(DATA EXTRACT)
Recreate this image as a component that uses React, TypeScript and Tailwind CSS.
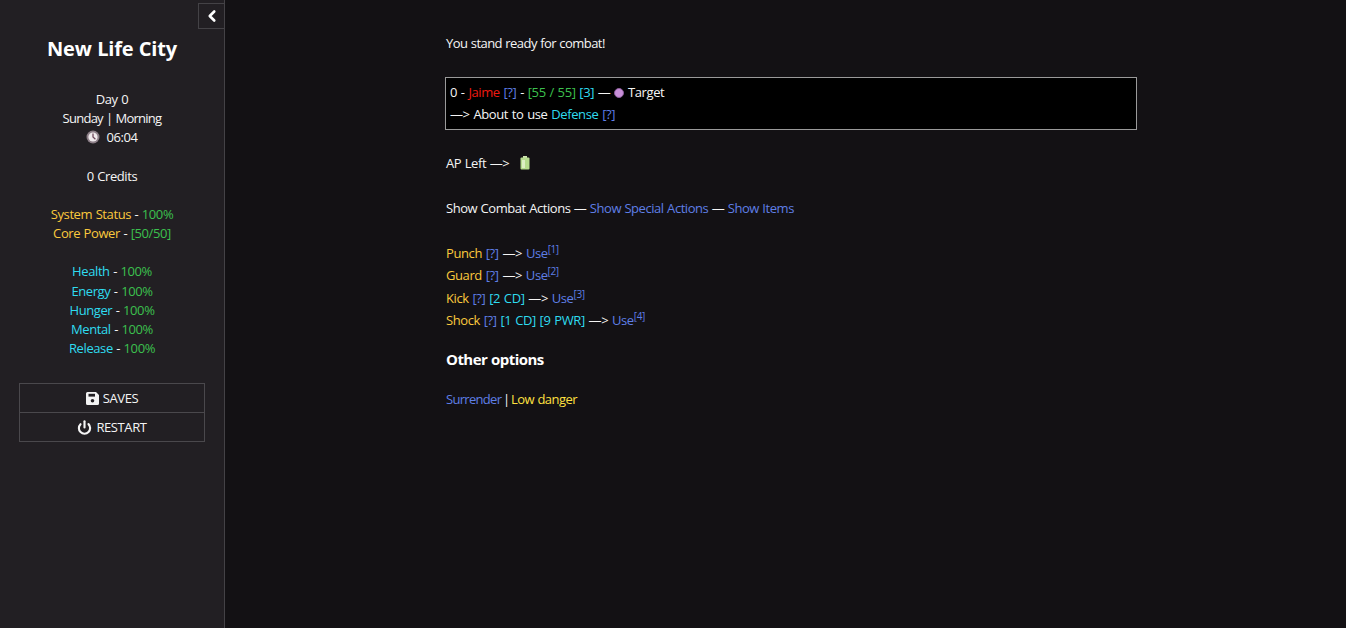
import { Power, ChevronLeft } from 'lucide-react'

const LINK = 'text-[#5f7fe6]'
const GOLD = 'text-[#fbc93d]'
const CYAN = 'text-[#2fdcf0]'
const GREEN = 'text-[#3cc04e]'

const Q = () => <span className={LINK}>[?]</span>

function ClockIcon() {
  return (
    <svg width="14" height="14" viewBox="0 0 14 14" className="inline-block align-[-2px] mr-[6px]">
      <circle cx="7" cy="7" r="6.5" fill="#8d7f88" />
      <circle cx="7" cy="7" r="4.6" fill="#efe9ec" />
      <path d="M7 3.6V7l2.4 2.2" stroke="#6e4a5c" strokeWidth="1.3" fill="none" />
    </svg>
  )
}

function BatteryIcon() {
  return (
    <svg width="10" height="14" viewBox="0 0 10 14" className="inline-block align-[-2px] ml-[4px]">
      <rect x="3" y="0" width="4" height="2" fill="#cfe3b0" />
      <rect x="0.5" y="1.5" width="9" height="12" rx="1" fill="#b6dc8e" />
      <rect x="2" y="4" width="3" height="8" fill="#dcefc4" />
    </svg>
  )
}

function SaveIcon() {
  return (
    <svg width="13" height="13" viewBox="0 0 13 13">
      <path d="M1.5 0H10l3 3v8.5a1.5 1.5 0 0 1-1.5 1.5h-10A1.5 1.5 0 0 1 0 11.500v-10A1.500 1.500 0 0 1 1.500 0z" fill="#f3f3f3" />
      <rect x="2.500" y="1.800" width="6.500" height="2.800" fill="#221f23" />
      <circle cx="6.500" cy="8.700" r="1.800" fill="#221f23" />
    </svg>
  )
}

function Stat({ label, value, color, h }: { label: string; value: string; color: string; h?: string }) {
  return (
    <p className={h}>
      <span className={color}>{label}</span> - <span className={GREEN}>{value}</span>
    </p>
  )
}

function Move({ name, tags, n, h }: { name: string; tags?: string[]; n: number; h: string }) {
  return (
    <p className={`${h} [word-spacing:0.8px]`}>
      <span className={GOLD}>{name}</span> <Q />{' '}
      {tags?.map((t) => (
        <span key={t} className={CYAN}>
          {t}{' '}
        </span>
      ))}
      —&gt; <span className={LINK}>Use</span>
      <sup className={`${LINK} text-[10px] leading-none -top-[5px]`}>[{n}]</sup>
    </p>
  )
}

export default function App() {
  return (
    <div className="flex h-[628px] overflow-hidden bg-[#131114] text-[#f5f5f5] text-[13px] leading-[19px] font-['Open_Sans','Noto_Sans',sans-serif] tracking-[-0.4px] [word-spacing:0.5px]">
      <aside className="relative w-[225px] shrink-0 bg-[#221f23] border-r border-[#444246] text-center">
        <button className="absolute right-0 top-[3px] w-[26px] h-[26px] flex items-center justify-center border border-[#444246] border-r-0">
          <ChevronLeft size={18} strokeWidth={3.5} className="text-white" />
        </button>
        <h1 className="mt-[35px] text-[20px] leading-[28px] font-bold text-white tracking-[-0.2px]">New Life City</h1>
        <div className="mt-[27px]">
          <p>Day 0</p>
          <p className="tracking-[-0.75px]">Sunday | Morning</p>
          <p>
            <ClockIcon />
            06:04
          </p>
        </div>
        <p className="mt-[20px]">0 Credits</p>
        <div className="mt-[19px]">
          <Stat label="System Status" value="100%" color={GOLD} />
          <p>
            <span className={GOLD}>Core Power</span> - <span className={GREEN}>[50/50]</span>
          </p>
        </div>
        <div className="mt-[19px]">
          <Stat label="Health" value="100%" color={CYAN} h="h-[20px]" />
          <Stat label="Energy" value="100%" color={CYAN} />
          <Stat label="Hunger" value="100%" color={CYAN} />
          <Stat label="Mental" value="100%" color={CYAN} />
          <Stat label="Release" value="100%" color={CYAN} />
        </div>
        <div className="mt-[25px] mx-[19px] border border-[#4a484c]">
          <div className="h-[29px] pt-px flex items-center justify-center gap-[4px] border-b border-[#4a484c]">
            <SaveIcon />
            SAVES
          </div>
          <div className="h-[28px] pt-px flex items-center justify-center gap-[4px]">
            <Power size={15} strokeWidth={3.4} />
            RESTART
          </div>
        </div>
      </aside>
      <main className="flex-1 pl-[221px] pt-[34px]">
        <p className="tracking-[-0.55px]">You stand ready for combat!</p>
        <div className="mt-[24px] -ml-px w-[692px] h-[53px] border border-[#9a9a9a] bg-black px-[4px] pt-[5px]">
          <p className="h-[22px] [word-spacing:0.8px]">
            0 - <span className="text-[#ee1a10]">Jaime</span> <Q /> - <span className={GREEN}>[55 / 55]</span>{' '}
            <span className={CYAN}>[3]</span> —{' '}
            <span className="inline-block w-[10px] h-[10px] rounded-full bg-[#c98fd8] border border-[#8a5c9a] align-[-1px]" />{' '}
            Target
          </p>
          <p className="[word-spacing:0.8px]">
            —&gt; About to use <span className={CYAN}>Defense</span> <Q />
          </p>
        </div>
        <p className="mt-[24px]">
          AP Left —&gt; &nbsp;
          <BatteryIcon />
        </p>
        <p className="mt-[26px] tracking-[-0.45px]">
          Show Combat Actions — <span className={LINK}>Show Special Actions</span> —{' '}
          <span className={LINK}>Show Items</span>
        </p>
        <div className="mt-[26px]">
          <Move name="Punch" n={1} h="h-[22px]" />
          <Move name="Guard" n={2} h="h-[23px]" />
          <Move name="Kick" n={3} tags={['[2 CD]']} h="h-[22px]" />
          <Move name="Shock" n={4} tags={['[1 CD]', '[9 PWR]']} h="h-[22px]" />
        </div>
        <h2 className="mt-[15px] text-[15px] leading-[22px] font-bold text-white tracking-[-0.55px]">Other options</h2>
        <p className="mt-[20px] tracking-[-0.7px] [word-spacing:-1px]">
          <span className={LINK}>Surrender</span> |{' '}
          <span className="text-[#ffe040] tracking-[-0.55px] [word-spacing:0.5px]">Low danger</span>
        </p>
      </main>
    </div>
  )
}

(YOUR GOAL) Print out the whole of the material word for word, without pictures.

(RESPONSE TO THE EXERCISE)
Recreate this image as a component that uses React, TypeScript and Tailwind CSS.
import { Power, ChevronLeft } from 'lucide-react'

const LINK = 'text-[#5f7fe6]'
const GOLD = 'text-[#fbc93d]'
const CYAN = 'text-[#2fdcf0]'
const GREEN = 'text-[#3cc04e]'

const Q = () => <span className={LINK}>[?]</span>

function ClockIcon() {
  return (
    <svg width="14" height="14" viewBox="0 0 14 14" className="inline-block align-[-2px] mr-[6px]">
      <circle cx="7" cy="7" r="6.5" fill="#8d7f88" />
      <circle cx="7" cy="7" r="4.6" fill="#efe9ec" />
      <path d="M7 3.6V7l2.4 2.2" stroke="#6e4a5c" strokeWidth="1.3" fill="none" />
    </svg>
  )
}

function BatteryIcon() {
  return (
    <svg width="10" height="14" viewBox="0 0 10 14" className="inline-block align-[-2px] ml-[4px]">
      <rect x="3" y="0" width="4" height="2" fill="#cfe3b0" />
      <rect x="0.5" y="1.5" width="9" height="12" rx="1" fill="#b6dc8e" />
      <rect x="2" y="4" width="3" height="8" fill="#dcefc4" />
    </svg>
  )
}

function SaveIcon() {
  return (
    <svg width="13" height="13" viewBox="0 0 13 13">
      <path d="M1.5 0H10l3 3v8.5a1.5 1.5 0 0 1-1.5 1.5h-10A1.5 1.5 0 0 1 0 11.500v-10A1.500 1.500 0 0 1 1.500 0z" fill="#f3f3f3" />
      <rect x="2.500" y="1.800" width="6.500" height="2.800" fill="#221f23" />
      <circle cx="6.500" cy="8.700" r="1.800" fill="#221f23" />
    </svg>
  )
}

function Stat({ label, value, color, h }: { label: string; value: string; color: string; h?: string }) {
  return (
    <p className={h}>
      <span className={color}>{label}</span> - <span className={GREEN}>{value}</span>
    </p>
  )
}

function Move({ name, tags, n, h }: { name: string; tags?: string[]; n: number; h: string }) {
  return (
    <p className={`${h} [word-spacing:0.8px]`}>
      <span className={GOLD}>{name}</span> <Q />{' '}
      {tags?.map((t) => (
        <span key={t} className={CYAN}>
          {t}{' '}
        </span>
      ))}
      —&gt; <span className={LINK}>Use</span>
      <sup className={`${LINK} text-[10px] leading-none -top-[5px]`}>[{n}]</sup>
    </p>
  )
}

export default function App() {
  return (
    <div className="flex h-[628px] overflow-hidden bg-[#131114] text-[#f5f5f5] text-[13px] leading-[19px] font-['Open_Sans','Noto_Sans',sans-serif] tracking-[-0.4px] [word-spacing:0.5px]">
      <aside className="relative w-[225px] shrink-0 bg-[#221f23] border-r border-[#444246] text-center">
        <button className="absolute right-0 top-[3px] w-[26px] h-[26px] flex items-center justify-center border border-[#444246] border-r-0">
          <ChevronLeft size={18} strokeWidth={3.5} className="text-white" />
        </button>
        <h1 className="mt-[35px] text-[20px] leading-[28px] font-bold text-white tracking-[-0.2px]">New Life City</h1>
        <div className="mt-[27px]">
          <p>Day 0</p>
          <p className="tracking-[-0.75px]">Sunday | Morning</p>
          <p>
            <ClockIcon />
            06:04
          </p>
        </div>
        <p className="mt-[20px]">0 Credits</p>
        <div className="mt-[19px]">
          <Stat label="System Status" value="100%" color={GOLD} />
          <p>
            <span className={GOLD}>Core Power</span> - <span className={GREEN}>[50/50]</span>
          </p>
        </div>
        <div className="mt-[19px]">
          <Stat label="Health" value="100%" color={CYAN} h="h-[20px]" />
          <Stat label="Energy" value="100%" color={CYAN} />
          <Stat label="Hunger" value="100%" color={CYAN} />
          <Stat label="Mental" value="100%" color={CYAN} />
          <Stat label="Release" value="100%" color={CYAN} />
        </div>
        <div className="mt-[25px] mx-[19px] border border-[#4a484c]">
          <div className="h-[29px] pt-px flex items-center justify-center gap-[4px] border-b border-[#4a484c]">
            <SaveIcon />
            SAVES
          </div>
          <div className="h-[28px] pt-px flex items-center justify-center gap-[4px]">
            <Power size={15} strokeWidth={3.4} />
            RESTART
          </div>
        </div>
      </aside>
      <main className="flex-1 pl-[221px] pt-[34px]">
        <p className="tracking-[-0.55px]">You stand ready for combat!</p>
        <div className="mt-[24px] -ml-px w-[692px] h-[53px] border border-[#9a9a9a] bg-black px-[4px] pt-[5px]">
          <p className="h-[22px] [word-spacing:0.8px]">
            0 - <span className="text-[#ee1a10]">Jaime</span> <Q /> - <span className={GREEN}>[55 / 55]</span>{' '}
            <span className={CYAN}>[3]</span> —{' '}
            <span className="inline-block w-[10px] h-[10px] rounded-full bg-[#c98fd8] border border-[#8a5c9a] align-[-1px]" />{' '}
            Target
          </p>
          <p className="[word-spacing:0.8px]">
            —&gt; About to use <span className={CYAN}>Defense</span> <Q />
          </p>
        </div>
        <p className="mt-[24px]">
          AP Left —&gt; &nbsp;
          <BatteryIcon />
        </p>
        <p className="mt-[26px] tracking-[-0.45px]">
          Show Combat Actions — <span className={LINK}>Show Special Actions</span> —{' '}
          <span className={LINK}>Show Items</span>
        </p>
        <div className="mt-[26px]">
          <Move name="Punch" n={1} h="h-[22px]" />
          <Move name="Guard" n={2} h="h-[23px]" />
          <Move name="Kick" n={3} tags={['[2 CD]']} h="h-[22px]" />
          <Move name="Shock" n={4} tags={['[1 CD]', '[9 PWR]']} h="h-[22px]" />
        </div>
        <h2 className="mt-[15px] text-[15px] leading-[22px] font-bold text-white tracking-[-0.55px]">Other options</h2>
        <p className="mt-[20px] tracking-[-0.7px] [word-spacing:-1px]">
          <span className={LINK}>Surrender</span> |{' '}
          <span className="text-[#ffe040] tracking-[-0.55px] [word-spacing:0.5px]">Low danger</span>
        </p>
      </main>
    </div>
  )
}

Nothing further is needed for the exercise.